An image from Norman Alley's Bombing of USS Panay Special Issue 1937 Newsreel, shows crew members escaping by lifeboat.
The South China Morning Post, like most Hong Kong news­papers, was captivated by the tale of heroic Westerners caught in the crossfire of the Sino-Japanese war. While the few Westerners left in Nanking recorded the outrages inflicted on civilians in a city strewn with corpses, the newspaper’s headlines focused on the Panay Incident: “Hundred believed Dead – Panay Death Toll” (December 15); “Survivors tell Story – Panay victims reach Shanghai” (December 18); “International tension increases – British public aroused” (December 19).
A still from Norman Alley's Bombing of USS Panay Special Issue 1937 Newsreel shows the ship's crew firing deck-mounted machine guns at Japanese bombers.
“If you look at the contemporary newspaper reports, one of the most striking aspects is the way life is valued differently based on ethnicity,” Harmsen says. “The relatively scattered instances when foreigners were killed or otherwise harmed received a disproportionate amount of attention in the media reports. The Panay Incident is a great example of this.”
The sinking was a public relations disaster for Japan, which had to issue rapid and humiliating apologies for what it claimed had been a mistake, and the Japanese authorities were not to repeat the error by allowing open reporting of events inside Nanking’s walls. Journalists were denied entry, propaganda and censorship went into overdrive in Nanking and Shanghai, and permission for the return of diplomatic staff was repeatedly postponed.

Despite the three American journalists who left the city on December 15 filing their accounts, by the end of 1937 the world had little idea of the scale of the atrocities. “The news got out, and was picked up by Western newspapers,” says Brook, but the stories were often dismissed or ignored.

The corpses of victims wash up on the banks of the Qinhuai River.
“[American magazine] Reader’s Digest published some of these reports and received com­plaints from subscribers for printing what was slammed as the ‘fabrications’ of Chinese propaganda,” Harmsen says.

The Panay Incident and Japanese propaganda dominated reports from Nanking well into January. On January 13, a report in the Post told of a collection taken in Tokyo for the Panay survivors being refused by the US ambassador, Joseph Grew. On January 19, it was reported that Italian Luigi Barzini, another journalist on board the Panay when it sank, had given his account of the incident to a packed audience at the Hong Kong Rotary Club.

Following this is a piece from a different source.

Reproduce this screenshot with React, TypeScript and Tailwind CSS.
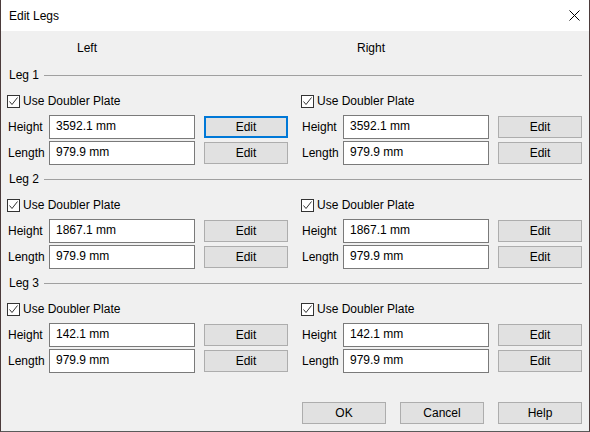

And Hong Kong had more cultural and commercial connec­tions with Shanghai, which had its own humanitarian disasters to contend with. On January 17, the Post published a story under the headline “Ugly Incidents in Shanghai – Japanese involved”. In Hong Kong, as elsewhere, the greatest atrocity in modern Chinese history was lost in the noise of war.

It was on January 28 that the China Mail ran the headline “Rape of Nanking”, the first time the phrase had been used in Hong Kong. It was probably coined by one of the three American journalists who left Nanking for Shanghai on December 15, or by the Manchester Guardian reporter Harold J. Timperley, who is credited with running one of the first accurate portrayals of events in Nanking. But, even as more news leaked out, the story failed to make the proper impact and Chiang Kai-shek did not use the events as a propaganda tool to win more support from the West.

Civilians are herded into a truck by Japanese soldiers in Nanking in 1937. Picture: Xinhua.
“Executing prisoners and raping civilians were hardly unique actions per se, and like everyone else, Chiang probably had no immediate idea of the actual extent of the atrocities,” Harmsen says.

It wasn’t until 1939 that Chinese political scientist Hsu Shuhsi compiled the documents of the Westerners of the International Rescue Zone Committee, and only after the war that newsreel footage taken inside the city walls and photographic evidence was made widely available. Yet even then the Nanking massacre didn’t attain anything like the profile of other major wartime catastrophes. People in Asia were weary of conflict and the interminable stories of torture and brutality, and those in China were immediately engaged in a bitter civil war.

Chang points out that after 1949, both Taiwan and the new People’s Republic of China had to compete for the favour of Japan as a trading partner to rebuild their ruined economies. The West was anxious to embrace Japan as an ally in the developing cold war. And “the commu­nist regime after 1949 seized on the Nanking massacre as an example where arch rival Chiang Kai-shek had failed as leader, abandoning tens of thousands of soldiers and civilians to a sinister fate”, Brook says.

It was in no one’s interest to make a big fuss about the massacre or confront Japan over its continued denial of events.

The Nanking massacre memorial. Picture: Stuart Heaver
Chang suggests that it was only after the 1989 Tiananmen Square student crackdown that overseas Chinese started to draw attention to this other atrocity, and, as Japanese historian Takashi Yoshida writes, the Nanking massacre fitted China’s new definition of patriotism and the need for patriotic education. Chang’s book coincided with the publi­cation of John Rabe’s diaries and independent Chinese academic research. “The Rape of Nanking” became a symbol of China’s suffering under an evil invading tyrant.

“All of which reminds us that, for official China, history is a game you play in order to prove that you were right all along, which makes for poor history,” Brook says.

It may have been widely ignored at the time in Hong Kong and exploited and denied over the years, but thanks to the efforts of those few Westerners who remained, the awful truth cannot be buried.

“There is a core of inexplicable horror attached to events such as the Nanjing massacre,” says Harmsen, “which says something deep and sinister about human nature and about our propensity to inflict pain on fellow human beings because we can and because we like it.”